All's well that ends well....

Today's Guardian Book section leads with the "favorite books of the year" recommendations of a long list of UK (and some US) literary "notables" and political pundits. Not surprisingly, Roth's The Plot Against America (TPAA) was the one work that received positive comments from several of the contributors. Despite some disappointment expressed about the book's ending, the work is regarded as this year's best read.

I agree on both counts -- wonderful to read and somewhat disappointing in the way it concludes. But more important is the way the Roth makes it seem so “realistic”; there is nothing in his scenario about a Lindbergh nomination and victory in 1940 that seems too fantastic to believe; nor were the politics and policies of the imagined Lindbergh administration so outrageous as to seem beyond belief.

What struck me early on in my reading of TPAA was how much it reminded me of Victor Klemperer's diaries of the first years under Hitler in the first volume of I Will Bear Witness, and I suspect those of us who express disappointment in Roth's "happy ending" in TPAA (if it can be consider such) were more likely to accept that the darker forces of political cultures are not so easily countered once unleashed.

And who can blame us; we have the historical record of the 20th century to support our dismal outlook on the human capacity to treat others with distain.

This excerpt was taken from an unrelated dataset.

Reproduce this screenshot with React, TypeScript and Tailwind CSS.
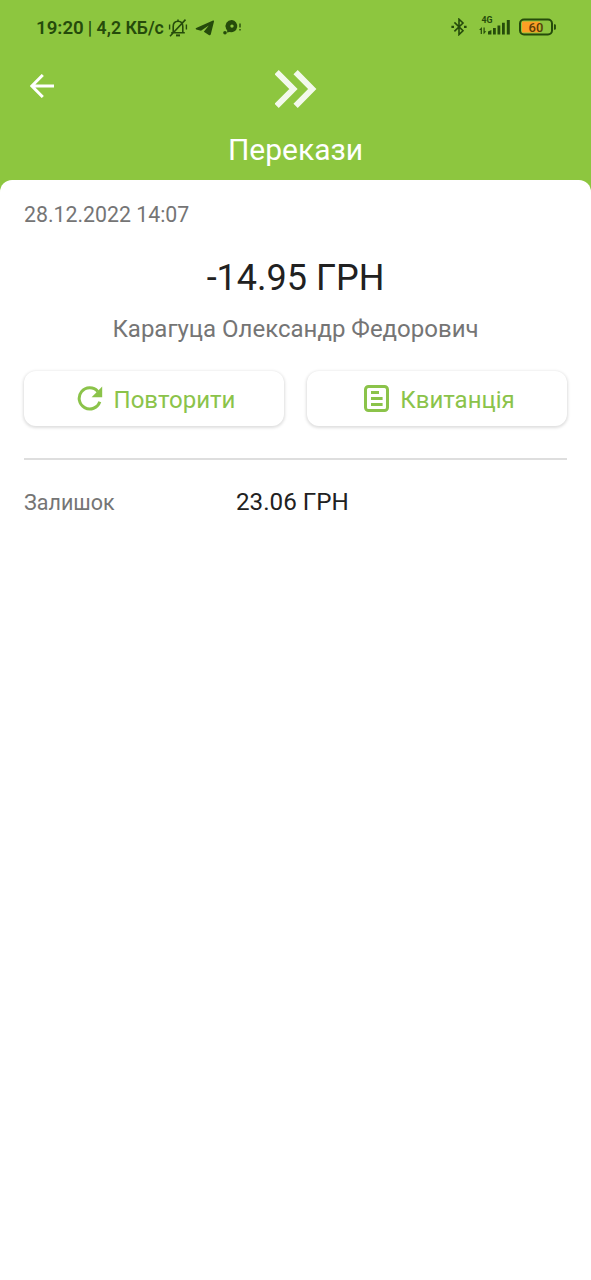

But perhaps Roth's seemingly "all's well that end's well" resolution in TPAA is more than just a writer's coming to terms with the need for a satisfactory ending to his novel. In Hope and Memory : Lessons from the Twentieth Century, Tzvetan Todorov offers the insight that modern "critical" humanism -- the kind of humanism emergent in Roth's young protagonist -- is defined by its comprehension of and reaction against the "horrific evil that people can do" to each other. From the awareness and experience of the many collective atrocities of the 20th century, he argues, comes a belief in the possibility of good. Todorov uses the lives and writings of six individuals he labels as "critical humanists" to make his general point, and I suspect Roth's effort in TPAA to highlight the human-ness of his main characters -- from his parents and brother to a martyred Walter Winchell -- would warrant a place in some future revision of Todorov's list.